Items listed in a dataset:
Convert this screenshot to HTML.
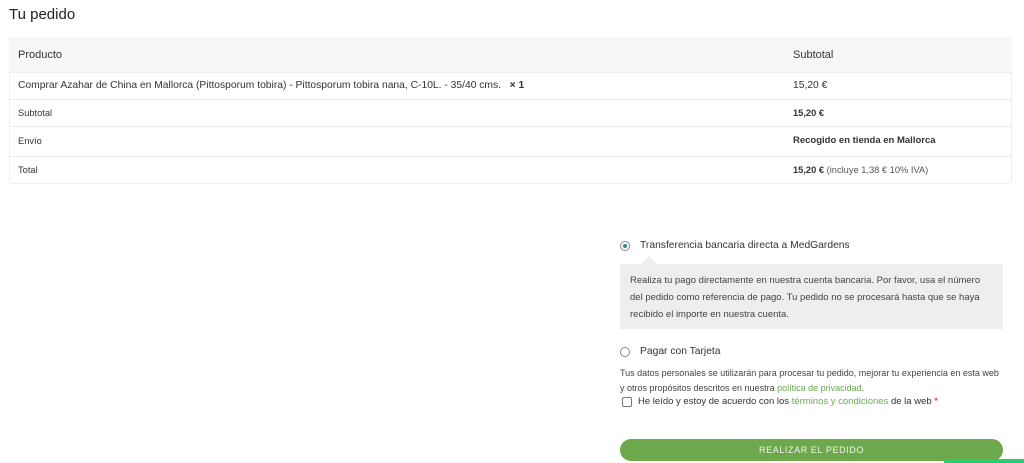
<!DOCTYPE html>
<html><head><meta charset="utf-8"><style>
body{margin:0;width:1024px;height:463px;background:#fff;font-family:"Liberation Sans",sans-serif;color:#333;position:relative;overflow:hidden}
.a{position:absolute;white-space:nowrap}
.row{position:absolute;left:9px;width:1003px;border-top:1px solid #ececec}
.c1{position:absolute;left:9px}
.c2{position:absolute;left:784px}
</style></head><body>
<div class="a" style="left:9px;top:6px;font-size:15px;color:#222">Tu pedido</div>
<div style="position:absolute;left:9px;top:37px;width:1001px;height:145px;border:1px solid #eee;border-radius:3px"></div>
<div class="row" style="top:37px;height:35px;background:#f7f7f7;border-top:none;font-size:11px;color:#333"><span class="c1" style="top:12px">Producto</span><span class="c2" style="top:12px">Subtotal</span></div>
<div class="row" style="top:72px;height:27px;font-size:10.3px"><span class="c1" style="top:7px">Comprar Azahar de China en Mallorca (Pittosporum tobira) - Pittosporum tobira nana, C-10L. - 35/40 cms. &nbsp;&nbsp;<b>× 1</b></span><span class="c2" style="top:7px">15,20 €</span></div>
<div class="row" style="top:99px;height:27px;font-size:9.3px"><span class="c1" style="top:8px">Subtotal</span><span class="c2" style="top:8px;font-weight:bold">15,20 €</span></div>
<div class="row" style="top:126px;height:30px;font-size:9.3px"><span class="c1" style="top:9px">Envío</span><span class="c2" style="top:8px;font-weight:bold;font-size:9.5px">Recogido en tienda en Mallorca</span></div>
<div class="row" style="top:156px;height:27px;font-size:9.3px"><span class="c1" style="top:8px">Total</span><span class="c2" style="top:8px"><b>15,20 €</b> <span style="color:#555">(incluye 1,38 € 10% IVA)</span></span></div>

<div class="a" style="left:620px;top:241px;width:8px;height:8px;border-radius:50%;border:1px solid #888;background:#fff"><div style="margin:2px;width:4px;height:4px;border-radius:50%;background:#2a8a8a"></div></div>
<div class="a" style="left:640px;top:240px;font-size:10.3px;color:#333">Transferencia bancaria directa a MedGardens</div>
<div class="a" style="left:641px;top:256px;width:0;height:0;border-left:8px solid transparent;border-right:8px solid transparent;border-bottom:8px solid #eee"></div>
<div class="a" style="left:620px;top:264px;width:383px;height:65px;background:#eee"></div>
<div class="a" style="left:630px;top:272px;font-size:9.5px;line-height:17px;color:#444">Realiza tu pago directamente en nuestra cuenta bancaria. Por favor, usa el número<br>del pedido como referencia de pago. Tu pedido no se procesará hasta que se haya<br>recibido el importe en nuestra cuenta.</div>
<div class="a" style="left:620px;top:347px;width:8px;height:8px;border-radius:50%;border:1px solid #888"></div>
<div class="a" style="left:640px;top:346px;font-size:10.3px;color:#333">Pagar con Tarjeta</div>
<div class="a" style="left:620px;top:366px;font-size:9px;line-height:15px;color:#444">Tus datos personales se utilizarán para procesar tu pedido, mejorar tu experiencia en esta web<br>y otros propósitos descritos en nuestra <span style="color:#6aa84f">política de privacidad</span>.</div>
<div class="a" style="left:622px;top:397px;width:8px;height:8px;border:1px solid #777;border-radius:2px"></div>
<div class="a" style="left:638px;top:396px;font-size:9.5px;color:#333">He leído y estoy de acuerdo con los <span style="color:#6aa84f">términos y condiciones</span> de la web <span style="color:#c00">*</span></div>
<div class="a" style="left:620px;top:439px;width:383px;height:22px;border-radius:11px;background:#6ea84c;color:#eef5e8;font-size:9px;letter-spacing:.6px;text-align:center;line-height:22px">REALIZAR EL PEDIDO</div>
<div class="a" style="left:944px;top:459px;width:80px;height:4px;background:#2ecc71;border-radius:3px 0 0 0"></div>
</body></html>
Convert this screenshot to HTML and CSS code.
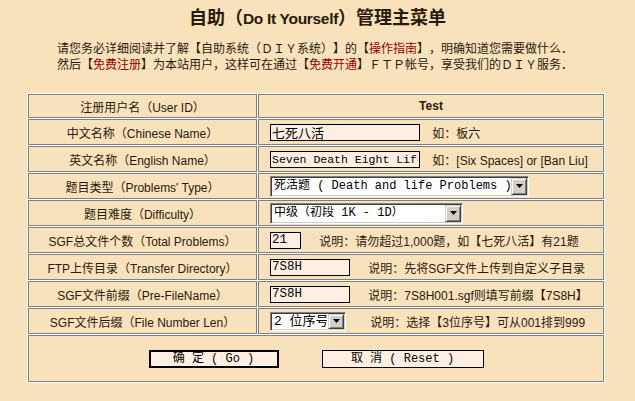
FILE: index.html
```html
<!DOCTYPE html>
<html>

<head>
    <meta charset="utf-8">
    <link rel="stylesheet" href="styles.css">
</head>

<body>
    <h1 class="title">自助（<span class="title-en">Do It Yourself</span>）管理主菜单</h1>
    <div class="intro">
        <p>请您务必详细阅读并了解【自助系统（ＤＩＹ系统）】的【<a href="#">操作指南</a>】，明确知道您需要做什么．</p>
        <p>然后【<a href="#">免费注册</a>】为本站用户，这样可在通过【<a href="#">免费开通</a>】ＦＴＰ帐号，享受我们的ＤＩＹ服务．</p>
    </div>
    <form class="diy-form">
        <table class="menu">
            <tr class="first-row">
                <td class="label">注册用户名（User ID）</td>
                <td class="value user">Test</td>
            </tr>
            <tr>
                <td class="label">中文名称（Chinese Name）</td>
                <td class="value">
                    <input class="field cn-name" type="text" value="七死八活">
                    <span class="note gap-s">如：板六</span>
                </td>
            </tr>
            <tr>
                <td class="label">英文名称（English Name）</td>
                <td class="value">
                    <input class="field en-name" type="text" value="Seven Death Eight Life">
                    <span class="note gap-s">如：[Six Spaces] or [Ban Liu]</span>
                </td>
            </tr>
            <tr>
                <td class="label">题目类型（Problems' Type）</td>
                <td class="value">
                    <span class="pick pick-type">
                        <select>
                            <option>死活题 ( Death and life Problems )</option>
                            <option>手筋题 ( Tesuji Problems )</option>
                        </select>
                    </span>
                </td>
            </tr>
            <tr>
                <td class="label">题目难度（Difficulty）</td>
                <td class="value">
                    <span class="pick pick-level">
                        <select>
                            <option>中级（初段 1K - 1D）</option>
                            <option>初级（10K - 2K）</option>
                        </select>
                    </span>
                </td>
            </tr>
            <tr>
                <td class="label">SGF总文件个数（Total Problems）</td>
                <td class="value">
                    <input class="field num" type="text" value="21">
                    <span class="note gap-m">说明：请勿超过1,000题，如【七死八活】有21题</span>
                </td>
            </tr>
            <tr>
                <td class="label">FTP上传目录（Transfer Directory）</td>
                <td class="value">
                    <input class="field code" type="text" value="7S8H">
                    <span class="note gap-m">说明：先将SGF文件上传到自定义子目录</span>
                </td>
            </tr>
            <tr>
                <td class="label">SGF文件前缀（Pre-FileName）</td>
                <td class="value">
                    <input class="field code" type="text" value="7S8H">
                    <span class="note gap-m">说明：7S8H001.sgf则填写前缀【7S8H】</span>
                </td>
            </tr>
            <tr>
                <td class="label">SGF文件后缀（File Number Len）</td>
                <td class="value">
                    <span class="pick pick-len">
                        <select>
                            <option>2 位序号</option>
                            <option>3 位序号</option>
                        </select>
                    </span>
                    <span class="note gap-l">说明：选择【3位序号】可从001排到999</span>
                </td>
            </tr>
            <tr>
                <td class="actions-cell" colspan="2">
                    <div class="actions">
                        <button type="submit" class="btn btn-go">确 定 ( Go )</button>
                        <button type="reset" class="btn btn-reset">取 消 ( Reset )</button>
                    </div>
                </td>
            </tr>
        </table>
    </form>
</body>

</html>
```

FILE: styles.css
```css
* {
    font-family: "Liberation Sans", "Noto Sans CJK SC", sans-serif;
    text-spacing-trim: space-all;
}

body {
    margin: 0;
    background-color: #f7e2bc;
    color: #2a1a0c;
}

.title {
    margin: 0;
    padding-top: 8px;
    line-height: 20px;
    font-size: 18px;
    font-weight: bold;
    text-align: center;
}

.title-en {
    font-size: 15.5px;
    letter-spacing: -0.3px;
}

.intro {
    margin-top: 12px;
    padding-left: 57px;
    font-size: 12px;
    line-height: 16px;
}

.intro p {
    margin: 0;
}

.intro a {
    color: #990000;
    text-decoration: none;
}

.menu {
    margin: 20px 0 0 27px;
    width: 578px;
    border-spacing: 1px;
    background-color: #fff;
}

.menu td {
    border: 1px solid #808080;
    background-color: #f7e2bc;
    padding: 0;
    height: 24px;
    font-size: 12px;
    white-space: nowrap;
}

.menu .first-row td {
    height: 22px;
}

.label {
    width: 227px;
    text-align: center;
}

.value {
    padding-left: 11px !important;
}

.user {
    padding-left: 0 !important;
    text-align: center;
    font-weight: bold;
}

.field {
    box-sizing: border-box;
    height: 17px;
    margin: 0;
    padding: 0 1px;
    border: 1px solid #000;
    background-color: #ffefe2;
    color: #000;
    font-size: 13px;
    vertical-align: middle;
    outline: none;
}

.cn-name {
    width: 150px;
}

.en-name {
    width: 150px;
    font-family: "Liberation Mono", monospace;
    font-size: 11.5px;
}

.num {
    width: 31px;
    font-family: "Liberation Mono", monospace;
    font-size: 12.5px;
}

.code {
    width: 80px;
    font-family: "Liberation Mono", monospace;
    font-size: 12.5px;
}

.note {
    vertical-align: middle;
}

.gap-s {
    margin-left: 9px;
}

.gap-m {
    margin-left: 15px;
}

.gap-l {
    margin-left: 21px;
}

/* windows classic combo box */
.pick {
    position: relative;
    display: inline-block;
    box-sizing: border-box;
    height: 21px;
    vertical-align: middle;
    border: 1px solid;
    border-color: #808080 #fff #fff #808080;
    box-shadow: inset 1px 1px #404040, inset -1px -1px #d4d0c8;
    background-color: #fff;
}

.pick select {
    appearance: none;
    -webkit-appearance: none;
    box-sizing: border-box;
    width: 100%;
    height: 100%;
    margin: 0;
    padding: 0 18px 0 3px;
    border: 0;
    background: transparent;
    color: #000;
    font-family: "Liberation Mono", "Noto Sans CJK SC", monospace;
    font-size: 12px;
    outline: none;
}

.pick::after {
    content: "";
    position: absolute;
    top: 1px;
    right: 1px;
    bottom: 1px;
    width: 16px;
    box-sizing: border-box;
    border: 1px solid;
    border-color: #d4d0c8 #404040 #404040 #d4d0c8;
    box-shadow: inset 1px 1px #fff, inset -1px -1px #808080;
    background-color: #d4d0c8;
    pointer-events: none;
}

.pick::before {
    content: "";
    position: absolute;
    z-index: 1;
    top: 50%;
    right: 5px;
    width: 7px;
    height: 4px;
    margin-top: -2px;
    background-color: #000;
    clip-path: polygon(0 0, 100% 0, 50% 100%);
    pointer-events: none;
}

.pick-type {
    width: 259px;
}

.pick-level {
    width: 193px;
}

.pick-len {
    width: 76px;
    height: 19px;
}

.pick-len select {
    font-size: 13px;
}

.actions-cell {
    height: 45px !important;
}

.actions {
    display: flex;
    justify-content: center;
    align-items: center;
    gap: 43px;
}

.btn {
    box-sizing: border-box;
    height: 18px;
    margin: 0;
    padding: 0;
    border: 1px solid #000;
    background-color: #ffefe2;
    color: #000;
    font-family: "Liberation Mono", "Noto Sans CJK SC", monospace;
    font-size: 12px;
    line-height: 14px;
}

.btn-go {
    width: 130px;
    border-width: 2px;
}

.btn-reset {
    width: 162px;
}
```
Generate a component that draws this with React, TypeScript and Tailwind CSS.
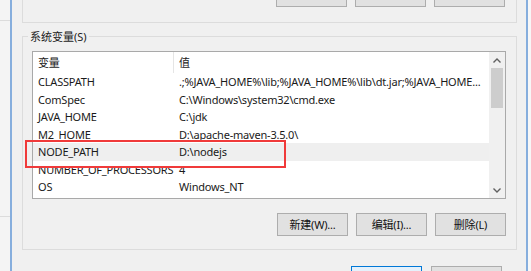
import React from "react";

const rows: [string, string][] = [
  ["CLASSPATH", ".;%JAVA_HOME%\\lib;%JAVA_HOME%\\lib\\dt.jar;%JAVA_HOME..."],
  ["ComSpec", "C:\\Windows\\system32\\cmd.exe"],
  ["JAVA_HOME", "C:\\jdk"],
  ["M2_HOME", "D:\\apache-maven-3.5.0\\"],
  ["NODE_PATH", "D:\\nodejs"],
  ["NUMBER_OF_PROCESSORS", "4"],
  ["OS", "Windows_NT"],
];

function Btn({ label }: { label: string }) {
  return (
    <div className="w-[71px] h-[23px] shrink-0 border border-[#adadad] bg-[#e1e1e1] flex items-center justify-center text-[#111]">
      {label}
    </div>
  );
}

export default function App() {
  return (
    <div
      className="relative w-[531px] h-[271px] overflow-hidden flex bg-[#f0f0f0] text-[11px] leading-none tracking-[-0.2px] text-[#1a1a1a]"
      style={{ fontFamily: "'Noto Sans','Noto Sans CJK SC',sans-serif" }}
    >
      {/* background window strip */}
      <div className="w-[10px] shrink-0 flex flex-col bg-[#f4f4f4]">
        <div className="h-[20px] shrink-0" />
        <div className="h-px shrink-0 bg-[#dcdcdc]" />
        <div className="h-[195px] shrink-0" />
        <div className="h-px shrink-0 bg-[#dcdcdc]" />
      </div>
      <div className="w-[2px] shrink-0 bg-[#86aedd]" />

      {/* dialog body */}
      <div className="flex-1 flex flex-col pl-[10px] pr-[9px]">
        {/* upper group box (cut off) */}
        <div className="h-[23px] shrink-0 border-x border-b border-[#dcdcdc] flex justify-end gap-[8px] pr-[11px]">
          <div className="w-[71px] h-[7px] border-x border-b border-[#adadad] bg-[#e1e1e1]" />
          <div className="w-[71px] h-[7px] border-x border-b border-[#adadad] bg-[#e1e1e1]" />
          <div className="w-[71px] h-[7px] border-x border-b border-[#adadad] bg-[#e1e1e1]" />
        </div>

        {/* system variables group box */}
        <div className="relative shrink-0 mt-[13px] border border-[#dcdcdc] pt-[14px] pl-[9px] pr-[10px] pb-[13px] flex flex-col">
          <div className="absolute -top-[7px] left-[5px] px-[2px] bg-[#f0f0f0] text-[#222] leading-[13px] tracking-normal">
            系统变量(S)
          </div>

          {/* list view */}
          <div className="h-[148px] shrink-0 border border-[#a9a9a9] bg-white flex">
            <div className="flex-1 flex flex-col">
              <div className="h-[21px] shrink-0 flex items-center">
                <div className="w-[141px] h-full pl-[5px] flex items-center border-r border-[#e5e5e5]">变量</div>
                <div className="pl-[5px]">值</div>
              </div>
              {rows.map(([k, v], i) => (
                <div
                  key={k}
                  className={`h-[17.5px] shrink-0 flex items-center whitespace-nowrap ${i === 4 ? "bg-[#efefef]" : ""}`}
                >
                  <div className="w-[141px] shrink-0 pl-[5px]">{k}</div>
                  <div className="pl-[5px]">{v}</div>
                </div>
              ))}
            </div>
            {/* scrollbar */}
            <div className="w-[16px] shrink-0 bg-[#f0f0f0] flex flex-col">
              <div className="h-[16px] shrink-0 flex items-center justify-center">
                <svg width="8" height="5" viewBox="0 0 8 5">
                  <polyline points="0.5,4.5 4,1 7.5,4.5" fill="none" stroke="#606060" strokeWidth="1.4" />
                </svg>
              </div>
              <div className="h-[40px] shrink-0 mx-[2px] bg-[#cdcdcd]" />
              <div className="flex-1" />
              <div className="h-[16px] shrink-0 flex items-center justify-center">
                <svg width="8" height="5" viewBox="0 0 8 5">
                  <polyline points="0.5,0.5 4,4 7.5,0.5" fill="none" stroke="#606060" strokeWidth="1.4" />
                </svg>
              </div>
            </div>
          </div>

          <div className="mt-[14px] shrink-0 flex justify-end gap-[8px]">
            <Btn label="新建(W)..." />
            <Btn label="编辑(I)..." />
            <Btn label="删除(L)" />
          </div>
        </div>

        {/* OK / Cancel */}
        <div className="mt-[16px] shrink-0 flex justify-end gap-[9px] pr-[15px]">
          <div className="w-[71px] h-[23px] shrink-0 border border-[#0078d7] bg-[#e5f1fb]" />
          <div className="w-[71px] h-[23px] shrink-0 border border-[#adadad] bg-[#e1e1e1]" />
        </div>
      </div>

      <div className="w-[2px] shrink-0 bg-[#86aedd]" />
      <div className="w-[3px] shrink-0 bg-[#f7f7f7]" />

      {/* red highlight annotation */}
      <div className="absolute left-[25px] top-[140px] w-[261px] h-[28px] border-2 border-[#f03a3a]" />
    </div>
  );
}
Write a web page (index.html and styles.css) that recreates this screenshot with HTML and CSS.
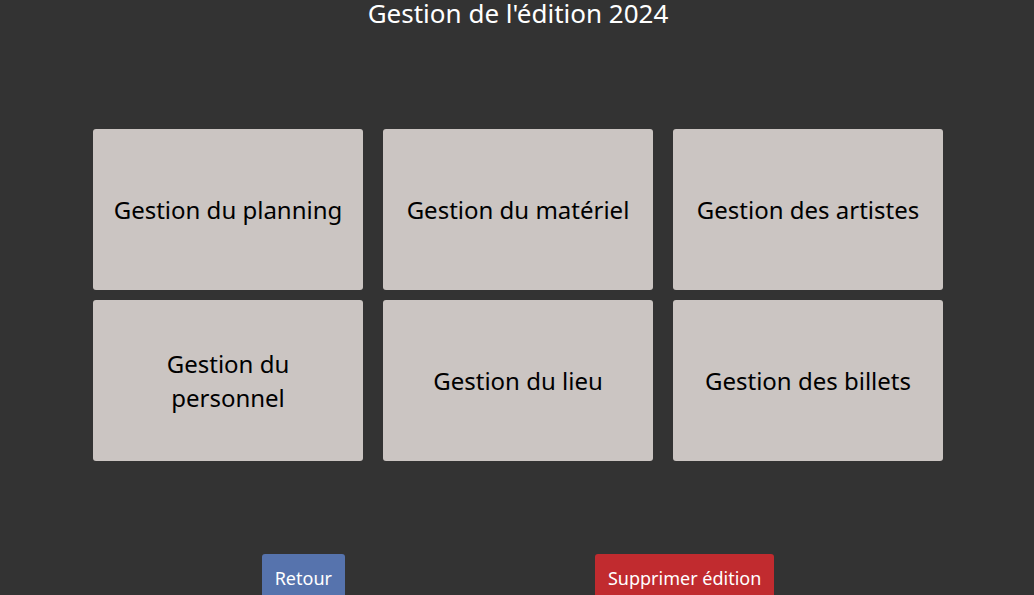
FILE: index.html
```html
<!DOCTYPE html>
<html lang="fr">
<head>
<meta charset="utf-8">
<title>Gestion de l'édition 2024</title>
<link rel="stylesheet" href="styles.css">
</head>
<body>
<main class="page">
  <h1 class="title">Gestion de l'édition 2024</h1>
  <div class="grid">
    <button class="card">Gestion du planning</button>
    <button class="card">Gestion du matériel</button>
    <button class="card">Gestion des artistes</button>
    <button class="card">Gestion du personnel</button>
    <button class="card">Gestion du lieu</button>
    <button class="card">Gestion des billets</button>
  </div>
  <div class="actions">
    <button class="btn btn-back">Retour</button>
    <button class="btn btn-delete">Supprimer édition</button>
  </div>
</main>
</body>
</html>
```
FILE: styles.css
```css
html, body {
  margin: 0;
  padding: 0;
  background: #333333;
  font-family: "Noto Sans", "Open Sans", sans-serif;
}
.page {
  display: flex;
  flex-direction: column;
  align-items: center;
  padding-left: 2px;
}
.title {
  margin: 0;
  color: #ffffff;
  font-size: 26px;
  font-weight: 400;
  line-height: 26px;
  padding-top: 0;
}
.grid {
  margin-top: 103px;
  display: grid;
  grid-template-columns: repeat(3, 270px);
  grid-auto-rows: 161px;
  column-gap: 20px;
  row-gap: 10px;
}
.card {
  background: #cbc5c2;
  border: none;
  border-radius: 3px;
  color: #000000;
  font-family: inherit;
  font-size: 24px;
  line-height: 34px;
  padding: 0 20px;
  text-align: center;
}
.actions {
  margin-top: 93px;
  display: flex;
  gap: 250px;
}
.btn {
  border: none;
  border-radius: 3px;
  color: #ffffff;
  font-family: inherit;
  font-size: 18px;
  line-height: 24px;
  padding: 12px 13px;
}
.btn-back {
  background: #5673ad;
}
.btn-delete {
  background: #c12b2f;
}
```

_Brief_
Gather from the data above every line with the string "styles".

_Problem solution_
    <link rel="stylesheet" href="styles.css">
FILE: styles.css
Write a web page (index.html and styles.css) that recreates this screenshot with HTML and CSS.
<link rel="stylesheet" href="styles.css">
FILE: styles.css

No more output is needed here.